Senator Hagel, we welcome you to the Armed Services Committee as an old friend of those of us with whom you served during your years in the Senate. There are few jobs that are more demanding than the position to which you have been nominated: the hours are long and extremely challenging, and require sacrifices from both the Secretary and his family. We traditionally give our nominees an opportunity to introduce their families at these hearings, and we would welcome your doing so during your opening statement.
If confirmed, Senator Hagel would be the first former enlisted man, and the first veteran of the Vietnam War, to serve as Secretary of Defense. You can’t read Senator Hagel’s account of his military service and not be impressed by it. As Senator Hagel explained a few years ago:
“[P]robably most fundamental for me . . . when we talk of going to war . . . we need to think it through carefully, not just for the political and the geopolitical and the diplomatic and the economic consequences – and those are important. But at least for me, this old infantry sergeant thinks about when I was in Vietnam in 1968 . . . . Someone needs to represent that perspective in our government as well. The people in Washington make the policy, but it’s the little guys who come back in the body bags.”
Senator Hagel’s background provides an invaluable perspective not only with respect to the difficult decisions and recommendations that a Secretary of Defense must make regarding the use of force and the commitment of U.S. troops overseas, but also with respect to the day-to-day decisions a Secretary must make to ensure that our men and women in uniform and their families receive the support and assistance that they need and deserve.
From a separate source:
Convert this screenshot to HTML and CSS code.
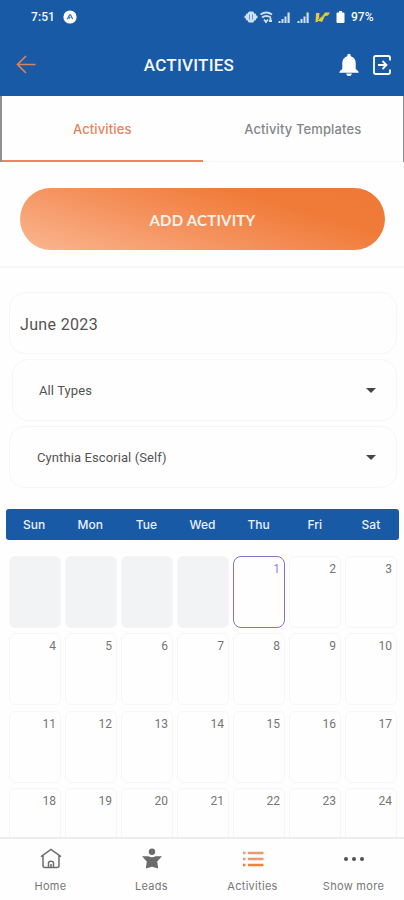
FILE: index.html
```html
<!DOCTYPE html>
<html lang="en">
<head>
<meta charset="utf-8">
<title>Activities</title>
<link rel="stylesheet" href="styles.css">
</head>
<body>
<div class="screen">
  <header class="header">
    <div class="status">
      <span class="clock">7:51</span>
      <svg class="badge" width="14" height="14" viewBox="0 0 14 14"><circle cx="7" cy="7" r="6.6" fill="#fff"/><path d="M4.3 9.2 6.6 4.8h1l2 4.2M6 8.6l1.2-1.8" fill="none" stroke="#3a6fb0" stroke-width="1.2"/></svg>
      <svg class="signals" width="104" height="16" viewBox="0 0 104 16">
        <g fill="#cfe0f4">
          <rect x="5" y="2.500" width="6" height="11" rx="1.500"/><rect x="3" y="4.500" width="10" height="7" rx="1"/><rect x="1.500" y="6.500" width="13" height="3" rx="1"/>
          <path d="M35.500 12h2v2h-2zM38.500 10h2v4h-2zM41.500 7.500h2V14h-2zM44.500 3.500h2.200V14h-2.200zM54.500 12h2v2h-2zM57.500 10h2v4h-2zM60.500 7.500h2V14h-2zM63.500 3.500h2.200V14h-2.200z"/>
        </g>
        <path d="M6.500 5.500v5M9.500 5.500v5" stroke="#6d97c9" fill="none"/>
        <g fill="none" stroke="#cfe0f4" stroke-width="1.800"><path d="M17.500 5.500q6-4 11.500 0M19 8.500q4-3 9 0"/><path d="m21 10.500 2 2.500 2-2.500M26 12h3M27.500 9v4"/></g>
        <path d="M73 4h3.500l-.5 5 3-1 3-4.500h5L85 6.500l-3 .5-3 6-3-1-3.500 1.500z" fill="#e8c93c"/>
        <path d="m75 11 6-6" stroke="#5d7f78"/>
        <path d="M96 2h3v1.500h1.500a1 1 0 0 1 1 1V13a1 1 0 0 1-1 1h-6a1 1 0 0 1-1-1V4.500a1 1 0 0 1 1-1H96z" fill="#fff"/>
      </svg>
      <span class="charge">97%</span>
    </div>
    <div class="appbar">
      <svg class="back" width="20" height="20" viewBox="0 0 20 20"><path d="M19.500 9.500H1.500M10 1 1.500 9.500 10 18" fill="none" stroke="#dd8255" stroke-width="1.700"/></svg>
      <h1 class="title"><span>ACTIVITIES</span></h1>
      <svg class="bell" width="22" height="24" viewBox="0 0 22 24"><path d="M11 .8c1 0 1.700.7 1.700 1.700v.7c3.300.8 5 3.500 5 6.800v5.500c0 1.300 3.100 2.300 3.100 4.200H1.200c0-1.900 3.100-2.900 3.100-4.200V10c0-3.300 1.700-6 5-6.800v-.7c0-1 .7-1.700 1.700-1.700zM8.300 20.400h5.400a2.700 2.500 0 0 1-5.400 0z" fill="#fff"/></svg>
      <svg class="exit" width="20" height="22" viewBox="0 0 20 22"><path d="M18 6.500V3.700Q18 2 16.300 2H3.700Q2 2 2 3.700v14.600Q2 20 3.700 20h12.600q1.700 0 1.700-1.700v-2.800M6 11h8.500M10.500 7l4 4-4 4" fill="none" stroke="#fff" stroke-width="1.800"/></svg>
    </div>
  </header>

  <nav class="tabs">
    <a class="tab tab-active"><span>Activities</span></a>
    <a class="tab"><span>Activity Templates</span></a>
  </nav>

  <section class="action"><button class="add"><span>ADD ACTIVITY</span></button></section>

  <section class="filters">
    <div class="field month"><span>June 2023</span></div>
    <div class="field types"><span>All Types</span><i class="caret"></i></div>
    <div class="field person"><span>Cynthia Escorial (Self)</span><i class="caret"></i></div>
  </section>

  <div class="weekdays"><span>Sun</span><span>Mon</span><span>Tue</span><span>Wed</span><span>Thu</span><span>Fri</span><span>Sat</span></div>

  <main class="days">
    <div class="day blank"></div><div class="day blank"></div><div class="day blank"></div><div class="day blank"></div><div class="day today">1</div><div class="day">2</div><div class="day">3</div>
    <div class="day">4</div><div class="day">5</div><div class="day">6</div><div class="day">7</div><div class="day">8</div><div class="day">9</div><div class="day">10</div>
    <div class="day">11</div><div class="day">12</div><div class="day">13</div><div class="day">14</div><div class="day">15</div><div class="day">16</div><div class="day">17</div>
    <div class="day">18</div><div class="day">19</div><div class="day">20</div><div class="day">21</div><div class="day">22</div><div class="day">23</div><div class="day">24</div>
  </main>

  <nav class="bottom">
    <a class="item"><svg width="22" height="22" viewBox="0 0 22 22"><path d="M1 8.700 11 1.500l10 7.200M3 7.500v10Q3 19.500 5 19.500h12q2 0 2-2v-10M8.500 19v-4q0-1.800 2.500-1.800t2.500 1.800v4M11 16v3" fill="none" stroke="#6d6d6d" stroke-width="1.500"/></svg><span class="l-home">Home</span></a>
    <a class="item"><svg width="22" height="22" viewBox="0 0 22 22"><circle cx="11" cy="3.800" r="3.200" fill="#6b6b6b"/><path d="M1 8.300h6.500q3.500 2 7 0H21l-4.800 5.200 1 7L11 18.800l-6.200 1.700 1-7z" fill="#6b6b6b"/></svg><span class="l-leads">Leads</span></a>
    <a class="item"><svg width="22" height="22" viewBox="0 0 22 22"><path d="M1 5h2.500M6 5h15.500M1 11h2.500M6 11h15.500" stroke="#ee9873" stroke-width="2.600"/><path d="M1 17h2.500M6 17h15.500" stroke="#e9863c" stroke-width="2.600"/></svg><span class="l-act">Activities</span></a>
    <a class="item"><svg width="22" height="22" viewBox="0 0 22 22"><g fill="#505050"><circle cx="3" cy="11" r="2"/><circle cx="11" cy="11" r="2"/><circle cx="19" cy="11" r="2"/></g></svg><span class="l-more">Show more</span></a>
  </nav>
</div>
</body>
</html>
```
FILE: styles.css
```css
* { box-sizing: border-box; }
body { margin: 0; background: #fefefe; font-family: Roboto, "Liberation Sans", sans-serif; }
.screen { width: 404px; height: 900px; display: flex; flex-direction: column; overflow: hidden; }
svg { display: block; flex: none; }
span { white-space: nowrap; }

.header { height: 96px; flex: none; background: #185aa6; color: #f4f8fd; }
.status { height: 34px; display: flex; align-items: center; padding: 0 29px 0 31px; }
.clock { font-size: 12px; font-weight: 500; width: 32px; letter-spacing: .1px; }
.signals { margin: 0 4px 0 auto; }
.charge { font-size: 12px; font-weight: 500; width: 24px; }
.appbar { height: 62px; display: flex; align-items: center; padding: 0 12px 0 16px; }
.title { flex: 1; margin: 0; padding-left: 4px; text-align: center; font-size: 17px; font-weight: 500; letter-spacing: .25px; }
.bell { margin-right: 12px; }

.tabs { height: 66px; flex: none; display: flex; border: solid #919195; border-width: 0 1px 0 2px; font: 500 13px Inter, sans-serif; letter-spacing: .12px; color: #85858a; }
.tab { flex: 1; display: flex; align-items: center; justify-content: center; border-bottom: 1px solid #f8f8f8; padding-top: 1px; }
.tab-active { color: #e88357; border-bottom: 2px solid #ee8460; }

.action { height: 106px; flex: none; padding: 26px 19px 0 20px; border-bottom: 2px solid #f6f6f6; }
.add { display: block; width: 100%; height: 62px; border: 0; border-radius: 31px; background: linear-gradient(17deg, #fab791 0%, #f5935f 40%, #f07b38 72%, #ef7836 100%); color: #fff2e9; font: 700 15px Lato, sans-serif; letter-spacing: .22px; padding: 2px 0 0; }

.filters { height: 241px; flex: none; padding: 24px 7px 0 9px; }
.field { display: flex; align-items: center; justify-content: space-between; border: 1px solid #f5f6f6; border-radius: 16px; color: #545454; font-size: 13px; letter-spacing: .1px; }
.month { height: 62px; padding: 2px 0 0 10px; font-size: 16px; letter-spacing: .35px; }
.types { height: 62px; margin: 5px 0 0 3px; padding: 1px 20px 0 26px; }
.person { height: 62px; margin-top: 5px; padding: 1px 20px 0 27px; }
.caret { border: solid transparent; border-width: 5px 5px 0; border-top-color: #454545; }

.weekdays { height: 31px; flex: none; margin: 0 5px 0 6px; border-radius: 3px; background: #185aa6; color: #e9f1fa; display: grid; grid-template-columns: repeat(7, 1fr); align-items: center; text-align: center; font: 500 12px Inter, sans-serif; }

.days { height: 297px; flex: none; overflow: hidden; padding: 16px 8px 0 9px; display: grid; grid-template-columns: repeat(7, 52px); grid-auto-rows: 72px; gap: 5.300px 4px; }
.day { border: 1px solid #f6f6f6; border-radius: 6px; padding: 5px 4px 0 0; text-align: right; color: #757575; font-size: 12px; line-height: 15px; }
.blank { background: #f2f3f5; }
.today { border-color: #8274c8; border-radius: 8px; color: #9585d2; }

.bottom { flex: 1; border-top: 2px solid #ececec; display: grid; grid-template-columns: repeat(4, 1fr); }
.item { display: flex; flex-direction: column; align-items: center; padding-top: 9px; gap: 9px; color: #777; font: 11px/14px Inter, sans-serif; letter-spacing: .3px; }
```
It would be a positive message for our soldiers, sailors, airmen and marines in harm’s way around the world to know that one of their own holds the highest office in the Department of Defense and that he has their backs.
Senator Hagel, you would be in a position to make key recommendations regarding Afghanistan, where we are down to the pre-surge level of troops, with 66,000 military personnel in the country. The Secretary of Defense is called upon to advise the President on the size and mission of a post-2014 so-called “residual” force and the pace of the drawdown between now and the end of 2014. The key to this transition is ensuring the readiness and ability of Afghan security forces to take over the defense of their own country. I have always believed that should be our main mission and its key to success. During my trip to Afghanistan with Senator Jack Reed last month, we heard from U.S. commanders on the ground that Afghan security forces are operating on their own on most operations, including conducting more than 85% of operations with limited or no U.S. support in the difficult Regional Command East.
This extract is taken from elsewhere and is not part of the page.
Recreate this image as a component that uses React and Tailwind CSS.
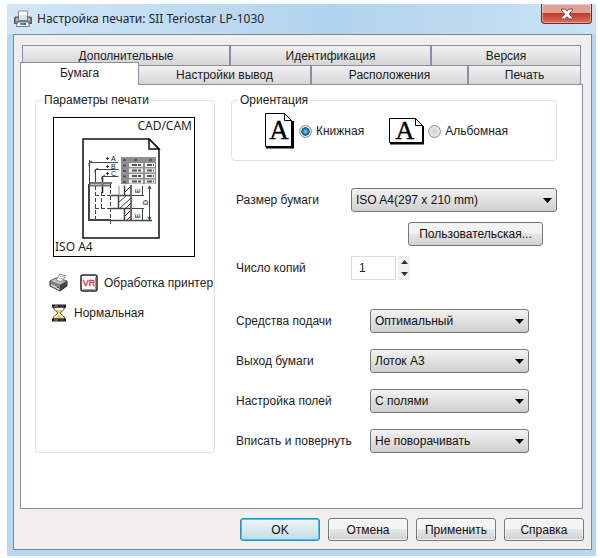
import React, { useState } from 'react';
import clsx from 'clsx';

const BACK_TABS = ['Дополнительные', 'Идентификация', 'Версия'];
const FRONT_TABS = ['Бумага', 'Настройки вывод', 'Расположения', 'Печать'];

const FEED_OPTIONS = [
  { id: 'source', label: 'Средства подачи', value: 'Оптимальный' },
  { id: 'output', label: 'Выход бумаги', value: 'Лоток А3' },
  { id: 'margins', label: 'Настройка полей', value: 'С полями' },
  { id: 'fit', label: 'Вписать и повернуть', value: 'Не поворачивать' },
];

const PrinterIcon = () => (
  <svg width="18" height="18" viewBox="0 0 18 18" aria-hidden="true">
    <path d="M4.5 1h9v7h-9z" fill="#fdfdfd" stroke="#8b8f94" />
    <path d="M.5 8q0-1 1-1h15q1 0 1 1v5.500H.5z" fill="#777b80" stroke="#54585c" />
    <path d="M2 8h2v3H2zM14 8h2v3h-2z" fill="#b4b8bb" />
    <path d="M5 5h8v5H5z" fill="#dfe1e3" />
    <path d="M3.500 12h11l1 4.500h-13z" fill="#fafafa" stroke="#72777c" />
    <path d="M6 13h4v2H6z" fill="#2b9aa5" />
    <path d="M10 13h2v2h-2z" fill="#3d5f8d" />
  </svg>
);

const CloseIcon = () => (
  <svg width="14" height="12" viewBox="0 0 14 12" aria-hidden="true">
    <path
      d="M1.5 1h3.7L7 3.2 8.8 1h3.7v1.2L9.4 6l3.1 3.8V11H8.8L7 8.8 5.2 11H1.5V9.8L4.6 6 1.5 2.2z"
      fill="#fff"
      stroke="#6b4a52"
    />
  </svg>
);

const OldPrinterIcon = () => (
  <svg width="19" height="19" viewBox="0 0 19 19" aria-hidden="true">
    <path d="M1 8l6-3 11 3v5l-7 5-10-5z" fill="#858585" stroke="#333" />
    <path d="M1 8l6-3 11 3-7 4z" fill="#c4c4c4" stroke="#777" />
    <path d="M7 7l4-6 6 2-5 6z" fill="#fff" stroke="#888" />
    <path d="M10 5l4 1M11 3l4 1" stroke="#bbb" />
    <path d="M11 12v6l7-5V8z" fill="#454545" />
    <path d="M2 11l8 4v2l-8-4z" fill="#cfcfcf" />
    <path d="M8 14h2v1H8z" fill="#c22" />
  </svg>
);

const VrIcon = () => (
  <svg width="18" height="18" viewBox="0 0 18 18" aria-hidden="true">
    <rect x="1" y="1" width="16" height="16" rx="2" fill="#fff" stroke="#2b2224" strokeWidth="1.5" />
    <path d="M3 15.500h12.500V3" fill="none" stroke="#999" />
    <text
      x="9"
      y="12"
      textAnchor="middle"
      fontSize="9"
      fontFamily="Liberation Sans, sans-serif"
      fill="#f01c2c"
      stroke="#f01c2c"
      strokeWidth=".3"
    >
      VR
    </text>
  </svg>
);

const HourglassIcon = () => (
  <svg width="16" height="18" viewBox="0 0 16 18" aria-hidden="true">
    <path d="M2.500 3c0 4 4 4 4 6s-4 2-4 6h11c0-4-4-4-4-6s4-2 4-6z" fill="#fff" stroke="#2a2430" />
    <path d="M4 6h8L8.500 9h-1zM8 10.500l4.500 4h-9z" fill="#ecd03a" />
    <path d="M1 .5h14v3H1zM1 14.500h14v3H1z" fill="#1d1824" />
    <path d="M3 2h4M3 16h4" stroke="#c9a227" />
    <path d="M9 2h4M9 16h4" stroke="#5c4b86" />
  </svg>
);

const PortraitIcon = () => (
  <svg width="29" height="36" viewBox="0 0 29 36" aria-hidden="true">
    <path d="M.5.5h19l7 7v26H.5z" fill="#fff" stroke="#000" />
    <path d="M19.500.5v7h7" fill="none" stroke="#000" />
    <path d="M1 34.500h27V8" fill="none" stroke="#000" strokeWidth="2" />
    <text x="14" y="26" textAnchor="middle" fontSize="27" fontFamily="Liberation Serif, serif" stroke="#000" strokeWidth=".4">
      A
    </text>
  </svg>
);

const LandscapeIcon = () => (
  <svg width="35" height="27" viewBox="0 0 35 27" aria-hidden="true">
    <path d="M.5.5h26l7 7v17H.5z" fill="#fff" stroke="#000" />
    <path d="M26.500.5v7h7" fill="none" stroke="#000" />
    <path d="M1 25.500h33V8" fill="none" stroke="#000" strokeWidth="2" />
    <text x="16" y="21" textAnchor="middle" fontSize="26" fontFamily="Liberation Serif, serif" stroke="#000" strokeWidth=".4">
      A
    </text>
  </svg>
);

// Sample drawing sheet shown in the preview
const SheetDrawing = () => (
  <svg width="79" height="101" viewBox="0 0 79 101" className="ml-7" aria-hidden="true">
    <path d="M1 1h66l10 10v89H1z" fill="#fff" stroke="#111" strokeWidth="1.5" />
    <path d="M67 1v10h10z" fill="#fff" stroke="#111" strokeWidth="1.5" />
    <g fill="none" stroke="#444">
      <path d="M7.500 46V22M7 24.500h29M13.500 44V31.500h23M20.500 38.500h16" />
      <path d="M20.500 55V38" stroke="#222" strokeWidth="1.5" />
      <path d="M10 23l-3 2v3M16 30l-3 2v3M23 37l-3 2v3" />
      <path d="M7 46v36h22" strokeWidth="2" />
      <path d="M28.500 46v42M13.500 48v34M19.500 54v16M13 57.500h15M13 70.500h15" strokeDasharray="4 2" />
      <path d="M28.500 57.500h14v-10M36.500 57v13M28.500 70.500h14v12M49 47v36M36 57.500h13M36 70.500h13" strokeWidth="1.5" />
      <path d="M28 82.500h42" strokeWidth="1.500" />
      <path d="M43 54l6-6M37 64l7-6M38 70l11-10M44 70l5-5M43 78l6-6M45 82l4-4" />
      <path d="M60.500 48v9M60.500 71v11M50 57.500h12M50 70.500h12M67.500 48v34" />
      <path d="M66 51l1.500-3 1.500 3M66 79l1.500 3 1.500-3" />
      <path d="M37 48v10" stroke="#888" />
    </g>
    <path d="M8 45h22M8 47.500h20" stroke="#777" strokeWidth="2" />
    <path d="M24 20.500h3M25.500 19v3M24 28.500h3M25.500 27v3M24 35.500h3M25.500 34v3" stroke="#333" />
    <g fontFamily="Liberation Sans, sans-serif" fontSize="7" fill="#111">
      <text x="29" y="23">A</text>
      <text x="29" y="31">B</text>
      <text x="29" y="38">C</text>
      <text x="-55" y="58" transform="rotate(-90)">E</text>
      <text x="-67" y="66" transform="rotate(-90)">D</text>
      <text x="-80" y="58" transform="rotate(-90)">E</text>
    </g>
    <path d="M39 19h35v27H39z" fill="#8f8f8f" />
    <path d="M41 22h3M52 22h3M67 22h3M41 27.500h3M41 33h3M41 38.500h3M41 44h3" stroke="#555" strokeWidth="2" />
    <g fill="#f1f1f1">
      <path d="M47 25h14v4H47zM47 30.500h14v4H47zM47 36h14v4H47zM47 41.500h14v4H47z" />
      <path d="M63 25h10v4H63zM63 30.500h10v4H63zM63 36h10v4H63zM63 41.500h10v4H63z" />
    </g>
    <path
      d="M50 27h9M50 32.500h9M50 38h9M50 43.500h9M65 27h7M65 32.500h7M65 38h7M65 43.500h7"
      stroke="#555"
      strokeWidth="2"
      strokeDasharray="5 1"
    />
  </svg>
);

const Tab = ({ label, active }) => (
  <button
    type="button"
    role="tab"
    aria-selected={active}
    className={clsx(
      'border-[#8c8f9b] text-center text-[#1c1c1c]',
      active
        ? 'relative -mt-[3px] -mb-px border-x border-t bg-white pb-[3px]'
        : 'border-t border-r-2 bg-linear-to-b from-[#f3f2f2] to-[#d6d6d6] last:border-r',
    )}
  >
    {label}
  </button>
);

const Select = ({ id, value, className }) => (
  <div className={clsx('relative', className)}>
    <select
      id={id}
      className="block h-6 w-full appearance-none rounded-[3px] border border-[#777] bg-linear-to-b from-[#f2f2f2] to-[#cfcfcf] pl-1 pr-6 text-[#111]"
    >
      <option>{value}</option>
    </select>
    <svg width="9" height="5" viewBox="0 0 9 5" className="pointer-events-none absolute right-[5px] top-[10px]" aria-hidden="true">
      <path d="M0 0h9L4.500 5z" fill="#000" />
    </svg>
  </div>
);

const Radio = ({ label, checked, onChange }) => (
  <label className="flex items-center gap-1">
    <input
      type="radio"
      name="orientation"
      checked={checked}
      onChange={onChange}
      className="size-[13px] appearance-none rounded-full border border-[#8e8f8f] bg-radial from-[#d0d2d4] to-[#f4f4f4] ring-1 ring-[#e4e4e4] ring-inset checked:bg-radial checked:from-[#5cc8f0] checked:from-10% checked:via-[#12507c] checked:via-50% checked:to-[#e6eaec] checked:to-60%"
    />
    {label}
  </label>
);

const Group = ({ title, className, children }) => (
  <fieldset className={clsx('min-w-0 rounded-[4px] border border-[#d8e2ea]', className)}>
    <legend className="ml-[6px] px-[2px] leading-4">{title}</legend>
    {children}
  </fieldset>
);

const DialogButton = ({ children, primary }) => (
  <button
    type="button"
    className={clsx(
      'h-[23px] w-20 rounded-[3px] border text-[#111]',
      primary
        ? 'border-[#2c8fb8] bg-linear-to-b from-[#eef5f7] to-[#c3dbe4] ring-1 ring-[#45c4ee] ring-inset'
        : 'border-[#777] bg-linear-to-b from-[#f4f4f4] from-45% via-[#e6e6e6] via-50% to-[#d0d0d0] ring-1 ring-white/70 ring-inset',
    )}
  >
    {children}
  </button>
);

const App = () => {
  const [orientation, setOrientation] = useState('portrait');
  const [copies, setCopies] = useState('1');

  return (
    <div className="bg-white pt-1 pr-1 pb-px pl-[7px] font-['Liberation_Sans',Arial,sans-serif] text-[12px] leading-4 text-[#222]">
      <main className="bg-[#b9d7f0] pr-1 pb-[6px] pl-[6px]">
        <header className="-mr-1 -ml-[6px] flex h-[30px] justify-between bg-linear-to-r from-[#d3e6f6] via-[#b1d3ee] via-55% to-[#cbe1f4] pr-1 pl-[7px]">
          <div className="flex items-center gap-[5px]">
            <PrinterIcon />
            <h1 className="font-['Noto_Sans','Open_Sans',sans-serif] text-[12px] text-[#1c2733]">
              Настройка печати: SII Teriostar LP-1030
            </h1>
          </div>
          <button
            type="button"
            aria-label="Закрыть"
            className="flex h-5 w-[51px] items-center justify-center rounded-b-[4px] border border-t-0 border-[#6e2a2a] bg-linear-to-b from-[#e0a196] from-45% via-[#c23a26] via-50% to-[#d9705a] ring-1 ring-white/40 ring-inset"
          >
            <CloseIcon />
          </button>
        </header>

        <div className="border border-[#7f8792] bg-[#f0eeee] pt-[10px] pr-2 pb-2 pl-[6px]">
          <div role="tablist" className="text-[12px]">
            <div className="mx-[2px] grid h-5 grid-cols-[208fr_201fr_149fr] border-l border-[#8c8f9b]">
              {BACK_TABS.map((tab) => (
                <Tab key={tab} label={tab} active={false} />
              ))}
            </div>
            <div className="mr-[2px] grid h-[19px] grid-cols-[119fr_173fr_157fr_112fr]">
              {FRONT_TABS.map((tab) => (
                <Tab key={tab} label={tab} active={tab === 'Бумага'} />
              ))}
            </div>
          </div>

          <section className="flex gap-4 border border-[#8c8f9b] bg-white pt-[7px] pr-[25px] pb-[55px] pl-[14px]">
            <Group title="Параметры печати" className="w-[180px] shrink-0">
              <div className="mt-[9px] ml-[17px] w-[142px] border border-black font-['Noto_Sans','Open_Sans',sans-serif] text-[12px]">
                <p className="pr-[2px] text-right">CAD/CAM</p>
                <div className="pt-1">
                  <SheetDrawing />
                </div>
                <p className="pb-px pl-px">ISO A4</p>
              </div>
              <div className="mt-4 ml-[13px] flex items-center gap-[6px] whitespace-nowrap">
                <span className="flex shrink-0 items-center gap-3">
                  <OldPrinterIcon />
                  <VrIcon />
                </span>
                Обработка принтер
              </div>
              <div className="mt-3 ml-[15px] flex items-center gap-[7px]">
                <HourglassIcon />
                Нормальная
              </div>
            </Group>

            <div className="min-w-0 flex-1">
              <Group title="Ориентация">
                <div className="flex items-center pt-[5px] pb-[11px] pl-[33px]">
                  <PortraitIcon />
                  <div className="mr-[25px] ml-[5px]">
                    <Radio
                      label="Книжная"
                      checked={orientation === 'portrait'}
                      onChange={() => setOrientation('portrait')}
                    />
                  </div>
                  <LandscapeIcon />
                  <div className="ml-1">
                    <Radio
                      label="Альбомная"
                      checked={orientation === 'landscape'}
                      onChange={() => setOrientation('landscape')}
                    />
                  </div>
                </div>
              </Group>

              <div className="mt-[27px] flex items-center pl-[5px]">
                <label htmlFor="paper" className="w-[115px]">Размер бумаги</label>
                <Select id="paper" value="ISO A4(297 x 210 mm)" className="flex-1" />
              </div>
              <div className="mt-[10px] mr-[14px] flex justify-end">
                <button
                  type="button"
                  className="h-6 w-[135px] rounded-[3px] border border-[#777] bg-linear-to-b from-[#f3f3f3] from-45% via-[#e6e6e6] via-50% to-[#d2d2d2] text-[#111]"
                >
                  Пользовательская...
                </button>
              </div>
              <div className="mt-[10px] flex items-center pl-[5px]">
                <label htmlFor="copies" className="w-[115px]">Число копий</label>
                <input
                  id="copies"
                  value={copies}
                  onChange={(e) => setCopies(e.target.value)}
                  className="h-6 w-[45px] border border-[#d9dde3] bg-white pl-[7px]"
                />
                <div className="ml-[2px] flex h-6 w-3 flex-col items-center justify-between bg-[#f1f1f3] py-1">
                  <button
                    type="button"
                    aria-label="Больше"
                    onClick={() => setCopies(String(Number(copies) + 1))}
                  >
                    <svg width="7" height="4" viewBox="0 0 7 4" className="block"><path d="M0 4h7L3.500 0z" fill="#333" /></svg>
                  </button>
                  <button
                    type="button"
                    aria-label="Меньше"
                    onClick={() => setCopies(String(Math.max(1, Number(copies) - 1)))}
                  >
                    <svg width="7" height="4" viewBox="0 0 7 4" className="block"><path d="M0 0h7L3.500 4z" fill="#333" /></svg>
                  </button>
                </div>
              </div>

              <div className="mt-[29px] mr-7 space-y-4 pl-[5px]">
                {FEED_OPTIONS.map((option) => (
                  <div key={option.id} className="flex items-center">
                    <label htmlFor={option.id} className="w-[134px]">{option.label}</label>
                    <Select id={option.id} value={option.value} className="flex-1" />
                  </div>
                ))}
              </div>
            </div>
          </section>

          <footer className="mt-[9px] -mr-px flex justify-end gap-2">
            <DialogButton primary>OK</DialogButton>
            <DialogButton>Отмена</DialogButton>
            <DialogButton>Применить</DialogButton>
            <DialogButton>Справка</DialogButton>
          </footer>
        </div>
      </main>
    </div>
  );
};

export default App;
Yet, significant obstacles remain to the process of reducing our forces and shifting responsibility to Afghan forces, including the difficulty of negotiating a status of forces agreement, including recent reports that the Afghan government might slow down a successful program of growing and training the Afghan Local Police, and including questions about the current plan to reduce the size of the Afghan National Security Forces from 352,000 to around 230,000 after 2015.
We face a number of new and growing threats elsewhere, such as the ongoing threat posed by Iran’s nuclear weapons program, and the increasingly destructive civil war in Syria, with the risk that that conflict could result in the loss of control over that country’s substantial stockpile of chemical weapons. There is also the continuing instability in other countries affected by the Arab Spring, the growth of al Qaeda affiliates in ungoverned regions including Yemen, Somalia, and North Africa, and the continued unpredictable behavior of the nuclear-armed regime in North Korea.
We face these challenges at a time when the DOD budget is under unique pressure as a result of cuts previously agreed upon by Congress, the budgeting by continuing resolution, and the impending threat of a sequester. Secretary Panetta has said that a sequester would be devastating for our military. Senator Hagel’s views today on the continuing resolution and the sequester will be of great interest to this committee and to the nation.
Those of us who have served with Senator Hagel in the Senate know that he is a man who is not afraid to speak his mind. Senator Hagel has made a number of statements over the course of his career which committee members will ask him about during today’s hearing.
For example, Senator Hagel has stated that unilateral sanctions against Iran “are exactly the wrong approach,” and that the “worst thing we can do” is to try to isolate Iran. While effective multilateral sanctions are preferable, unilateral sanctions are an important part of the approach that the Obama Administration has followed and Congress has supported, and it appears that sanctions are producing tremendous pressure on Iran.
Another statement which has raised concern is Senator Hagel’s recommendation that we conduct “direct, unconditional and comprehensive talks with the Government of Iran.” While there is value in communicating with our adversaries, the formulation used by Senator Hagel seemed to imply a willingness to talk to Iran on some issues that I believe most of us would view as non-negotiable, and therefore any willingness to talk to Iran would need to be highly conditional.
Your reassurance to me in my office that you support the Obama Administration’s strong stance against Iran is significant and we look forward to hearing from you in some depth on this subject.
We will also be interested in Senator Hagel’s addressing troubling statements he has made about Israel and its supporters here in the United States, a statement in 2008 that our policy of non-engagement with the Syrians “has isolated us more than the Syrians”, and a 2009 statement that we should not isolate Hamas – a terrorist organization.
There is much to be explored at this hearing. But as we struggle with the difficult security challenges facing our nation, the President needs to have a Secretary of Defense in whom he has trust, who will give him unvarnished advice, a person of integrity and one who has a personal understanding of the consequences of decisions relative to the use of military force. Senator Hagel certainly has those critically important qualifications to lead the Department of Defense.